Pode parecer um detalhe menor, mas na realidade é uma assistência significativa, que representa diplomaticamente um soft power muito convincente, porque é como se dissessem “não queremos que vocês sejam os únicos a decidir as regras do mercado, nós também estamos aqui, cada país deve poder se envolver apresentando suas próprias regras, mas não queremos que vocês morram de fome, não queremos replicar a mesma lógica imperialista”. Uma verdadeira lição de estilo, como veremos.

Se os Estados Unidos continuarem a perseguir uma política protecionista, as tensões com o Canadá, México e Europa podem piorar ainda mais. Este cenário levaria a uma maior fragmentação do comércio internacional, juntamente com o fortalecimento de blocos econômicos alternativos, como os BRICS e a Iniciativa do Cinturão e Rota liderada pela China, mas também uma aceleração da desdolarização em um ritmo mais rápido do que o visto até o momento, com alguns países buscando alternativas ao dólar americano para o comércio internacional.

Outro resultado possível seria uma reversão de tendência em direção ao multilateralismo e um retorno às negociações comerciais com aliados históricos.
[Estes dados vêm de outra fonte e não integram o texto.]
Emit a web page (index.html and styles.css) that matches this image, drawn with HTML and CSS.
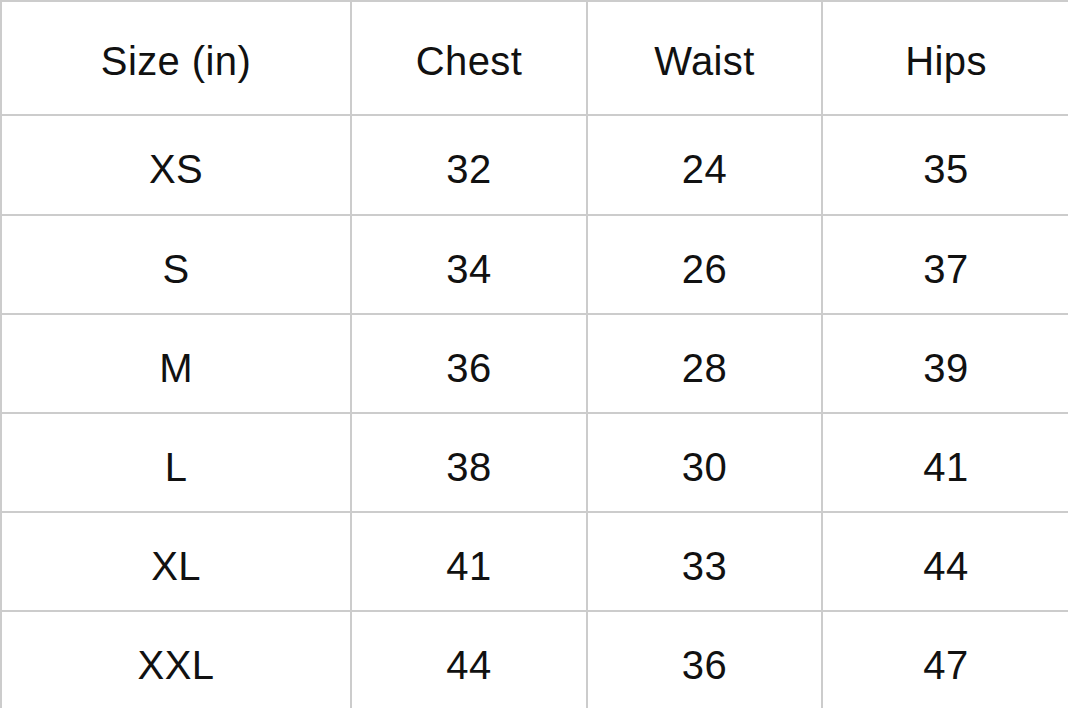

Neste caso, os Estados Unidos poderiam rever sua estratégia econômica para restaurar as relações com a Europa e a América do Norte, e a Rússia permaneceria em uma posição privilegiada, mas não exclusiva, é claro, nas relações comerciais dos EUA, com provavelmente um aumento muito moderado na cooperação econômica.

Em um cenário mais extremo, Washington não terá outra escolha a não ser aceitar as condições dos países que lideram a transição multipolar.

Concluindo, o que já podemos dizer é que os Estados Unidos já se encontram tendo que lidar com a nova maioria global para decidir o que fazer sobre seu próprio futuro. Uma bela mudança de paradigma. Parafraseando no estilo americano, poderíamos dizer que é “Um pequeno passo para um homem, um salto gigante para a humanidade”.